Ese ‘bautizarse’ se refiere, primordialmente, a un acoger y empezar a vivir esa forma de vida que Cristo trajo a la Tierra: ese amar a todos, dependientes de un Dios que es Padre, que es como realmente el bautismo se vuelve operativo. Sólo así, haciendo esto vida de nuestra vida, es como se puede propagar contagiosamente ese vivir entre las personas de buena voluntad. Sólo así, desde el amor, como hacía Cristo, es como se evangeliza de veras, auténticamente (“En esto conocerán todos que sois discípulos míos: si os amáis unos a otros” —Jn13,35—). Sólo así se van allanando caminos, enderezando sendas, rebajando montañas y rellenando valles, aunando pueblos, naciones y razas, facilitando el encuentro de cada hombre y mujer con Dios. Sólo así se van preparando verdaderamente los caminos del Señor. Sólo así se posibilita que todos puedan recibir el amor inmenso de un Dios que es Padre y es amor; amor a todos, pero que quiere manifestarse de manera única a cada uno en su vivir: “Nosotros hemos conocido el amor que Dios nos tiene y hemos creído en él” —nos dice San Juan en 1Jn 4,16— .

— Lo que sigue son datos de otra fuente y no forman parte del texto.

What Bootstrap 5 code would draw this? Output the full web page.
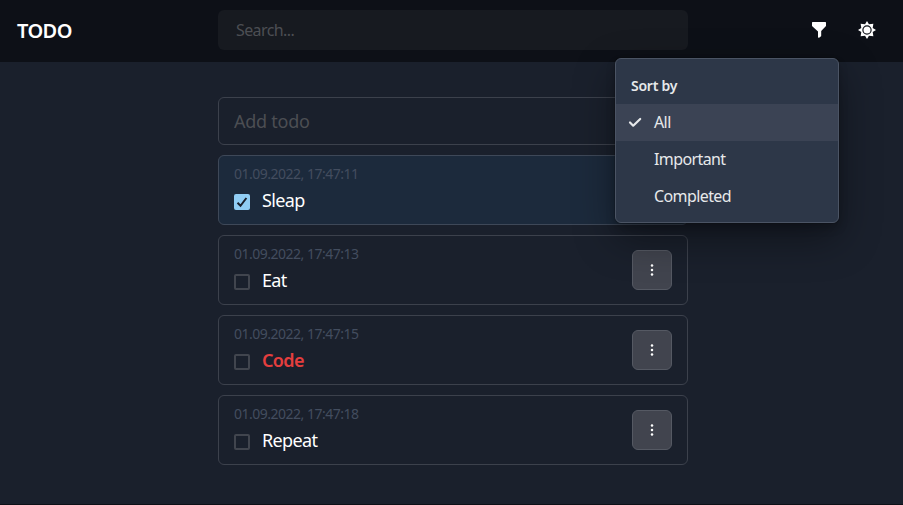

Así lo experimentaron los apóstoles que, habiendo sido testigos directos de la vida pública, pasión, muerte y resurrección de Jesús, desde la ascensión hasta Pentecostés “perseveraron unánimes en la oración junto a María” (Hch 1,14). Alentados por ella, viviendo en amor mutuo y fe con ella, aguardaron “ser revestidos de la fuerza que viene de lo alto” (Lc 24, 48-49), el Paráclito, el Espíritu Santo Consolador prometido por Cristo que reciben cuantos creen las palabras de su boca y quieren transformarlas en vida (cf Jn 14,15-16).
También lo experimentó Pablo, y también tantos y tantos que a lo largo de la Historia van componiendo esa plena manifestación de los hijos de Dios.